Воскресшие благодаря своему сотрудничеству, друзья планировали еще большее сотрудничество в будущем. В непосредственном будущем, они не заглядывали слишком далеко вперед. Он обещал ей найти больше арий для ее диапазона, а она пообещала приносить больше героина. Он убеждал ее более серьезно относиться к своему пению и своему распространению наркотиков. Утверждал, что знает еще один бар для геев, где она сможет выступать, плюс к этому беспрестанное снабжение людей наркотиками, если она сможет сравниться с большинством из распространителей этой дури. Если ей не нужны деньги, он всегда может ими воспользоваться. Покупать больше наркотиков. Порочный круг хуже, чем произведение потомства. Но она не хочет принимать в этом ни малейшего участия.

Но когда в следующий раз она видится с Тором, тема естественным образом возникает снова. Что такое ее рыцарь в блестящих доспехах без волшебного порошка? Их партнерство вновь подтверждено, половое и вербальное совокупление лишь усилено стимулирующим средством. Кофе — достаточное возбуждающее средство для ее чтения, но он явно не сможет писать без героина. Едва опустив ручку, он поднимает иглу. Барбара иногда думает, а была ли у Данте какая-либо подобная опора. Она говорит опьяненному наркотиком поэту, что он все больше и больше попадает в зависимость от порошка.

— Этот порошок действительно хорош.

После этих слов он уже не кажется настроенным особенно поэтически.

— Представляешь, мне сказали… — И Барбара рассказывает ему о предложении Червяка. — Вообрази меня торговцем наркотиками.

Поэт внезапно вдохновляется. Слова льются потоком. Он не может выразить всю страсть своей веры в его музу. Конечно же она имеет все для того, чтобы стать величайшим наркодилером. У нее есть деньги. У нее прекрасная машина. У нее клиентура. И самое значительное, у нее есть хорошие связи. Его друзья на Лонг-Айленде.
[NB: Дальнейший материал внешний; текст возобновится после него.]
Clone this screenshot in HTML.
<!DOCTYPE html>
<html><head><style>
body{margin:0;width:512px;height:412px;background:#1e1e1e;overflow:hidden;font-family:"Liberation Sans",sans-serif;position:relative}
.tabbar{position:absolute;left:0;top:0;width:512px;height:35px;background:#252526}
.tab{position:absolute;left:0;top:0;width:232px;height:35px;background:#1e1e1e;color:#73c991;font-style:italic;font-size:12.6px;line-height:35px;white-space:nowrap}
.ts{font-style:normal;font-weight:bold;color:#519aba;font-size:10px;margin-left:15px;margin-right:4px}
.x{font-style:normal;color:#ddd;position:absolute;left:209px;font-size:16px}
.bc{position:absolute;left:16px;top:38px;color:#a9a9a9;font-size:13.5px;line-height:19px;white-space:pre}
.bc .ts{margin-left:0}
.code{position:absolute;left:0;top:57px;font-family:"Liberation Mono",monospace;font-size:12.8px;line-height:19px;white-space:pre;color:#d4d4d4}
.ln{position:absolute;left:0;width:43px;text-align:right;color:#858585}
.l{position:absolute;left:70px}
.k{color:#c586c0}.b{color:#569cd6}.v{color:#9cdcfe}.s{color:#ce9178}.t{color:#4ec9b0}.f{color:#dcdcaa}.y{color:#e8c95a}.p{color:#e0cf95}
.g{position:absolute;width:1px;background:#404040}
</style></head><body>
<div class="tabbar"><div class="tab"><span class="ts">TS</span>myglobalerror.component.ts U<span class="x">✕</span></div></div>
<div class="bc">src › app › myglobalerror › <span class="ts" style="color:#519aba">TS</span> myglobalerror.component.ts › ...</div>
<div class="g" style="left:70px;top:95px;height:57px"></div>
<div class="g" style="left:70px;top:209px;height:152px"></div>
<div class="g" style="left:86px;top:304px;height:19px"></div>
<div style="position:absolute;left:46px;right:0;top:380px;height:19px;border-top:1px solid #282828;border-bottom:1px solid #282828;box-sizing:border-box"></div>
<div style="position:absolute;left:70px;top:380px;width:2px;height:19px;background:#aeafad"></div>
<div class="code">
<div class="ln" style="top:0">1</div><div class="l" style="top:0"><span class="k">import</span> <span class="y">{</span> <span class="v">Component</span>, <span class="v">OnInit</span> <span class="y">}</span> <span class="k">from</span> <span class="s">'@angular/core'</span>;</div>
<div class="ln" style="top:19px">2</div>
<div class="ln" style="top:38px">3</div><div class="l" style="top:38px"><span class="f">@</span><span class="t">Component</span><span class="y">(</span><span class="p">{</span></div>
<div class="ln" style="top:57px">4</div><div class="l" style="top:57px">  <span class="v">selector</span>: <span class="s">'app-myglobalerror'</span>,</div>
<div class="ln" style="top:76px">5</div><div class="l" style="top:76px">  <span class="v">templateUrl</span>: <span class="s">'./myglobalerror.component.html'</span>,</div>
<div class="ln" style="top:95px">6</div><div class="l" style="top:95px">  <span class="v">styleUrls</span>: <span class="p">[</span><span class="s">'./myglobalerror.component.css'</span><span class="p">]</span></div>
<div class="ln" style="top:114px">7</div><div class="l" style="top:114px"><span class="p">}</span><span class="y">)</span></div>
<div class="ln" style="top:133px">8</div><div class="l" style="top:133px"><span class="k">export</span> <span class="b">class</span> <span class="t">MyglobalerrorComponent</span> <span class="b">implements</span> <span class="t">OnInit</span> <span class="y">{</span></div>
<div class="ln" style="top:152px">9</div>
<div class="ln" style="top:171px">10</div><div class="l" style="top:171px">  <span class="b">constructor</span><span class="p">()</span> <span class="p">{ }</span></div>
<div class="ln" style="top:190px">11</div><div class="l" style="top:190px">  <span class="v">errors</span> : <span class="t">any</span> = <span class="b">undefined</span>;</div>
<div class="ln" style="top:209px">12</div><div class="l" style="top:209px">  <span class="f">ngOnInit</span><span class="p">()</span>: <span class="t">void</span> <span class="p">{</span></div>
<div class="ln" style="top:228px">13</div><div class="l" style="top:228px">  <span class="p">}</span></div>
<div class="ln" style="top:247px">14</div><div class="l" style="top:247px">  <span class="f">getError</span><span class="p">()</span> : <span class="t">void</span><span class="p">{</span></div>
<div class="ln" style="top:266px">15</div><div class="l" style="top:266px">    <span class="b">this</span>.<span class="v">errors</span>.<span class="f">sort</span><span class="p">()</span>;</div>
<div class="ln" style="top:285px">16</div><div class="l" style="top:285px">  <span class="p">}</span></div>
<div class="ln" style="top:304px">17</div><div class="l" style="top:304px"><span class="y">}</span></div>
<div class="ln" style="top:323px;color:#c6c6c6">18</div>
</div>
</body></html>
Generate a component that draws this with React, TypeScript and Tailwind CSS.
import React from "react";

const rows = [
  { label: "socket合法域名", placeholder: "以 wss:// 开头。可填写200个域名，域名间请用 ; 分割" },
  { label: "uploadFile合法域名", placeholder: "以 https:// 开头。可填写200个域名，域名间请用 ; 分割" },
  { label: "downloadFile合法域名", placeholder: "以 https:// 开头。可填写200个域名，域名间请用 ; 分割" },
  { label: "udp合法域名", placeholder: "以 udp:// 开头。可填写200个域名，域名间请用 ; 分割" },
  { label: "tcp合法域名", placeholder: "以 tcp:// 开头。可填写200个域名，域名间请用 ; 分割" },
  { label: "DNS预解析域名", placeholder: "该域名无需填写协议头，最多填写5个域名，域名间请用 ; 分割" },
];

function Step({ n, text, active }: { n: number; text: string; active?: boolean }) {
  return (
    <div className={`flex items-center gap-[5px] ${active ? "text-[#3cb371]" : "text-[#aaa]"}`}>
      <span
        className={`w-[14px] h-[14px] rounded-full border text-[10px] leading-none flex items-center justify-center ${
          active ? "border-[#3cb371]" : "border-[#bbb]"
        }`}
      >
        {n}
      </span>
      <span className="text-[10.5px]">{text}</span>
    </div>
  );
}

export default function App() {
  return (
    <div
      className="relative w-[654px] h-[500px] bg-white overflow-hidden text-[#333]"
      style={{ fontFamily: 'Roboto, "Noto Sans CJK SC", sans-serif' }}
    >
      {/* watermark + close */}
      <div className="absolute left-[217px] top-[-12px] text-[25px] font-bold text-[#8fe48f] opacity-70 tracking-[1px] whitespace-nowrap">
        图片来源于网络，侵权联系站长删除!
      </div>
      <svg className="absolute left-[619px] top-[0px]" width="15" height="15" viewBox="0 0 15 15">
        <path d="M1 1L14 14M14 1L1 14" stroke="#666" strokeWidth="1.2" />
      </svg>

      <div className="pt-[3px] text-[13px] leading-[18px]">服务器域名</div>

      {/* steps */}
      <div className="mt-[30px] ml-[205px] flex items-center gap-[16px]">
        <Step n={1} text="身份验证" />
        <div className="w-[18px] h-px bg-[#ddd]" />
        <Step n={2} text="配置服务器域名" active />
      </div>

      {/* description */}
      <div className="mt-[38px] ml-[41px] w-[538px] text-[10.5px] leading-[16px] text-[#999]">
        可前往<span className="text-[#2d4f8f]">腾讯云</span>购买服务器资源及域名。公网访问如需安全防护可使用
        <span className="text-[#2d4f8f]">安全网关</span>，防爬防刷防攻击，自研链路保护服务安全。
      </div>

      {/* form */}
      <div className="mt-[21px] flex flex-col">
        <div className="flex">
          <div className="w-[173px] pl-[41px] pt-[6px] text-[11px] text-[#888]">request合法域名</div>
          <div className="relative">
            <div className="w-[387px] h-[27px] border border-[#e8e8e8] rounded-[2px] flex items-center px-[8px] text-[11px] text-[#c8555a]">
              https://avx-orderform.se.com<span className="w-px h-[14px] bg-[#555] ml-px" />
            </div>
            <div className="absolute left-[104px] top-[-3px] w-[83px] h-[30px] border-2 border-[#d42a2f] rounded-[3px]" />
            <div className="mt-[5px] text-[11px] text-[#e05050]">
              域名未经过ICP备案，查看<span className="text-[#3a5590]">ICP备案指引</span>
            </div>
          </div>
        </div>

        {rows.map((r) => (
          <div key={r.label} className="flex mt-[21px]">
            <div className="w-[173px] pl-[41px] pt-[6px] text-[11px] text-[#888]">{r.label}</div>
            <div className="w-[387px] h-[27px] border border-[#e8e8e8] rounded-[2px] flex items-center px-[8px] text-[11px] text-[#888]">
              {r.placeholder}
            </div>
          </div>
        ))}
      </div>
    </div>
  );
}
— Нет, ты зашел слишком далеко, — настаивала она. — Я поклялась никогда не возвращаться в пригород.

Хотя на днях она клялась нанести визит дочери. Почему не объединить два этих сомнительных мероприятия, не соединить приятное с полезным. Навестить семью и купить героин.
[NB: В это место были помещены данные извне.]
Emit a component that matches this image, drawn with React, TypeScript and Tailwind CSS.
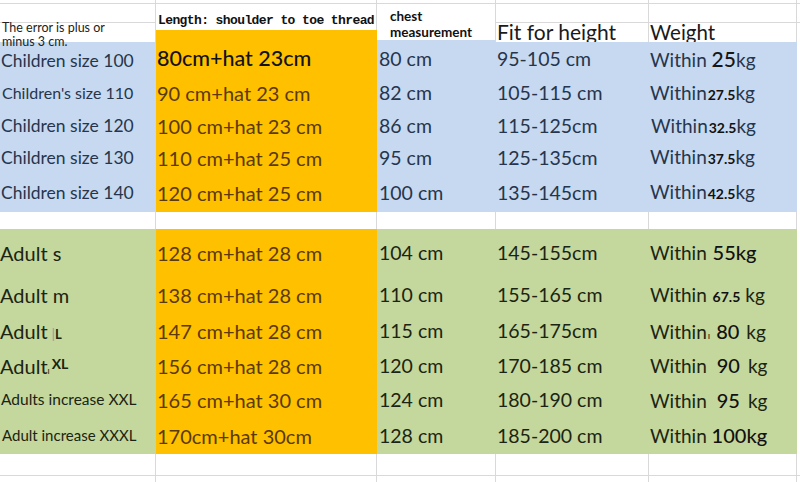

— Если хочешь, можем прихватить пакетик. Мы будем все равно поблизости.

— Большой, очень большой пакетик, — добавляет он, подбирая правильное прилагательное.

Тор говорит, что его друг принес типовой пакетик, для образца, чтобы заинтересовать его покупкой большего количества.

— Думаю, этот достаточно вместительный. — Барбара осмысливает выбор предполагаемого предела. — А ты не можешь получить еще один такой же, как этот?

— Они продают только килограммами. Это наш с тобой жребий — купить несколько килограммов, — говорит он. — Иначе риск не окупится.

У него странная манера выражаться, особенно когда это касается жизни, смерти или яиц. Чем больше она слушает, тем больше слова напоминают игру с огнем, а он сам становится похож на Шалтая-Болтая. Несмотря на тайное желание летать, в действительности она — перепуганный цыпленок. Насмерть перепуганный цыпленок. Он объясняет, что его друг получил товар из главного источника, именно поэтому порошок настолько хорош. Они не мелкие дельцы. Это серьезные бизнесмены.